The Ferguson controversy may end up being as divisive as the Trayvon Martin case and the arrest of the Harvard professor Henry Louis Gates – two racially charged controversies that became more prominent and arguably more polarized after Mr. Obama addressed them.
Ed Kilgore on Zell Miller endorsing Michelle Nunn in GA Sen race:
In any event, the question of the day is whether Miller’s endorsement of Nunn will matter. Now certainly candidate endorsements are perpetually overrated in electoral politics, particularly now when there are relatively few “persuadable” voters. Miller’s support is very unlikely to help Nunn mobilize the Democratic “base.”

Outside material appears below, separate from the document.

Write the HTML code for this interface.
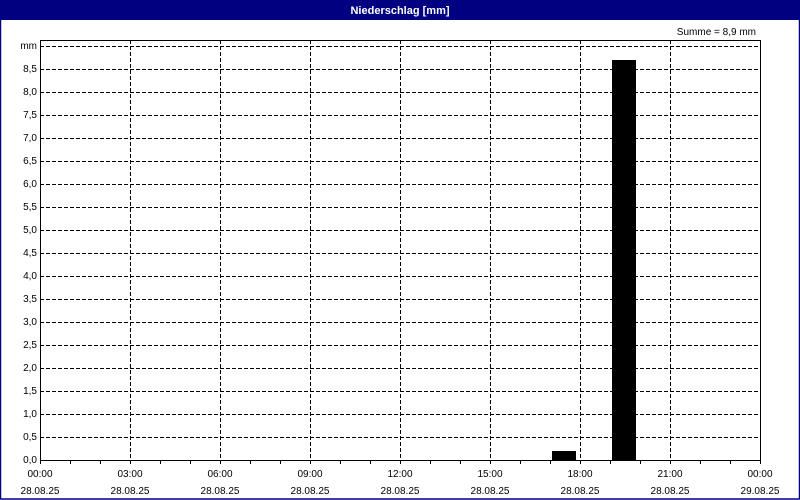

On the other hand, Miller was in statewide office for all but one of thirty straight years, longer even than Sam Nunn. And Georgians over the age of 40 all remember him. He likely retains a personal following in the North Georgia mountains, a place where Democratic support has entirely collapsed. And most importantly, Republicans are about to hit Nunn with a massive ad campaign accusing her of being a godless liberal in thrall to Barack Obama. That’s less credible now that she’s been endorsed by the man who founded “Democrats for Santorum” in 2006.
Robert Schlesinger on the immigration box the GOP finds itself in:
Two things struck me this morning as I was perusing Mike Allen’s daily Politico tipsheet, “Playbook.” The first had to do with the GOP’s full-on desertion of its attempts to woo Hispanic voters; the second was a small striking reminder of the latter's growing power.
Greg Sargent on Chuck Todd's MTP problem:
In reality, what’s really going on is that conversations are taking place that are organized around shared passions about politics. All indications are that people like getting their political news this way. For these and other reasons, the High Oracles of Political Media just don’t carry the sway they once did. Meet the Press is just no longer Mount Olympus.